The model shows that the lunar surface structure, including the thickness of the uppermost layer, plays a vital role in controlling surface and subsurface temperature variations.
This knowledge can help understand the thermal environment of any location on the Moon and is essential for planning future lunar experiments, say researchers at the Physical Research Laboratory in Ahmedabad.
Previous experiments, including Apollo heat-flow experiments, analysed the thermal behaviour of the lunar surface at equatorial regions. To capture surface and subsurface temperatures across the entire lunar landscape, the scientists developed their model using a commercially available software tool.

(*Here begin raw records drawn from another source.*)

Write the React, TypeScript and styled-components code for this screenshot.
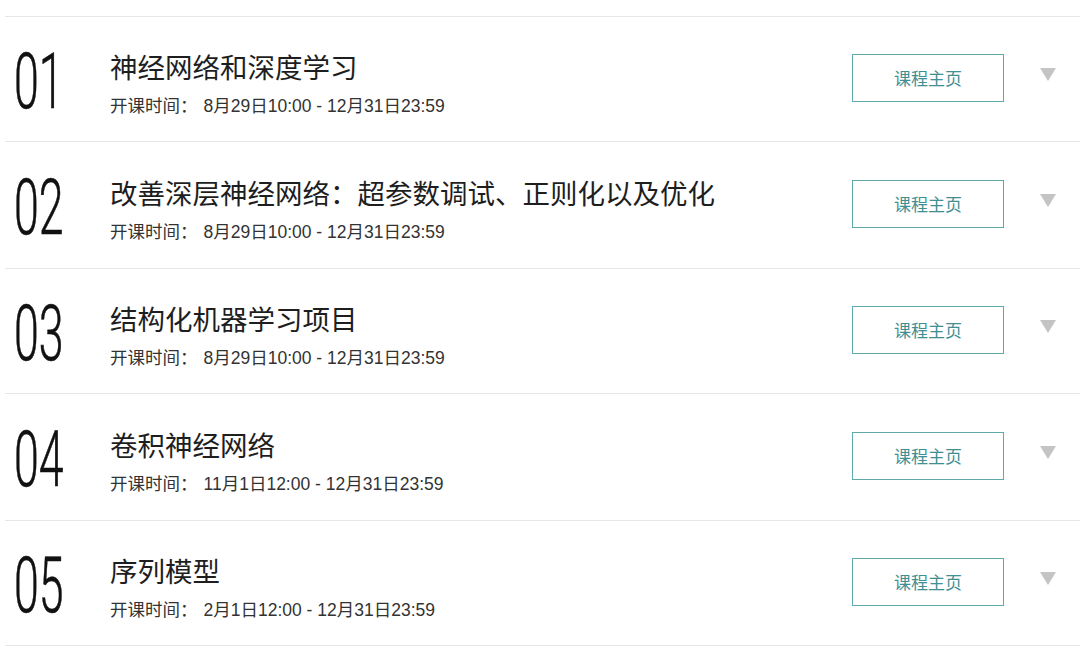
import { type FC } from 'react'
import styled, { createGlobalStyle } from 'styled-components'

interface ICourse {
  title: string
  time: string
}

const courses: ICourse[] = [
  { title: '神经网络和深度学习', time: '8月29日10:00 - 12月31日23:59' },
  { title: '改善深层神经网络：超参数调试、正则化以及优化', time: '8月29日10:00 - 12月31日23:59' },
  { title: '结构化机器学习项目', time: '8月29日10:00 - 12月31日23:59' },
  { title: '卷积神经网络', time: '11月1日12:00 - 12月31日23:59' },
  { title: '序列模型', time: '2月1日12:00 - 12月31日23:59' },
]

const GlobalStyle = createGlobalStyle`
  html, body {
    margin: 0;
    padding: 0;
    background: #fff;
  }
  body {
    font-family: 'Noto Sans CJK SC', sans-serif;
    color: #222;
  }
`

const Page = styled.div`
  padding-top: 16px;
`

const List = styled.ul`
  list-style: none;
  margin: 0 0 0 5px;
  padding: 0;
  border-top: 1px solid #e6e6e6;
`

const Row = styled.li`
  display: flex;
  align-items: center;
  height: 124px;
  padding: 0 24px 0 10px;
  border-bottom: 1px solid #e6e6e6;

  &:nth-child(2),
  &:nth-child(4) {
    height: 126px;
  }
`

const Index = styled.div`
  width: 95px;
  flex-shrink: 0;
  height: 80px;
  overflow: visible;
`

const Digits = styled.span`
  display: inline-block;
  font-family: Roboto, 'Noto Sans', sans-serif;
  font-weight: 300;
  font-size: 77px;
  line-height: 80px;
  color: #111;
  -webkit-text-stroke: 0.6px #111;
  transform: scaleX(0.58);
  transform-origin: left center;
  margin-left: -1px;
  margin-top: 3px;
`

const Info = styled.div`
  flex: 1;
  min-width: 0;
  margin-top: 8px;
`

const Title = styled.h3`
  margin: 0;
  font-family: 'Noto Sans CJK SC', sans-serif;
  font-size: 27.5px;
  font-weight: 400;
  line-height: 36px;
  color: #1e1e1e;
`

const Time = styled.p`
  margin: 10px 0 0;
  font-family: 'Liberation Sans', 'Noto Sans CJK SC', sans-serif;
  font-size: 17.5px;
  line-height: 24px;
  color: #333;
`

const Label = styled.span`
  margin-right: 6px;
`

const HomeButton = styled.button`
  width: 152px;
  height: 48px;
  flex-shrink: 0;
  margin-top: -3px;
  border: 1px solid #5fa8a9;
  background: #fff;
  color: #3f8f93;
  font-family: 'Noto Sans CJK SC', sans-serif;
  font-size: 17px;
  cursor: pointer;
`

const Toggle = styled.span`
  width: 0;
  height: 0;
  margin: -10px 0 0 36px;
  border-left: 8px solid transparent;
  border-right: 8px solid transparent;
  border-top: 13px solid #c4c4c4;
`

const pad = (n: number): string => String(n).padStart(2, '0')

const App: FC = () => (
  <Page>
    <GlobalStyle />
    <List>
      {courses.map((course, i) => (
        <Row key={course.title}>
          <Index>
            <Digits>{pad(i + 1)}</Digits>
          </Index>
          <Info>
            <Title>{course.title}</Title>
            <Time>
              <Label>开课时间：</Label>
              {course.time}
            </Time>
          </Info>
          <HomeButton>课程主页</HomeButton>
          <Toggle />
        </Row>
      ))}
    </List>
  </Page>
)

export default App
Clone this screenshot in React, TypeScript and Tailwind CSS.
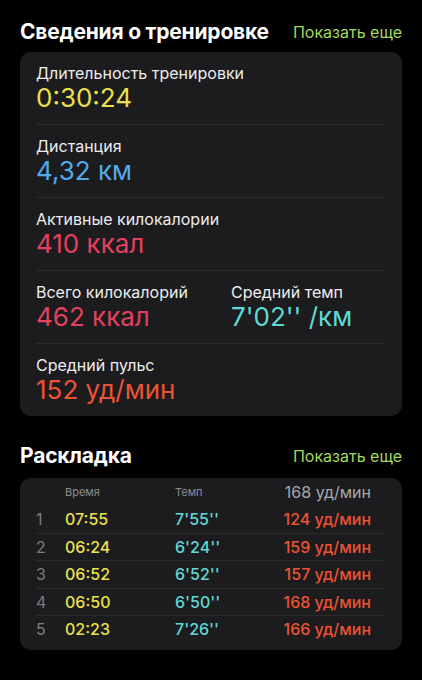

The model-derived results were validated using those from experiments measuring the thermal profile within a 10 cm column of soil under a simulated lunar environment, and Apollo 15 and 17 data.
The researchers, led by K. Durga Prasad, found that the fluffy uppermost layer strongly inhibits heat propagation into the interior. The model can help track lateral heat transport in three dimensions from a few centimetres to several kilometres – a feature absent in earlier studies.
The model can be used to determine depths for deploying heat-flow probes for future geophysical experiments on the Moon. It could also help locate water-ice at its poles and interpret thermal data recorded by devices to be flown with Chandrayaan-3 or any other future spacecrafts.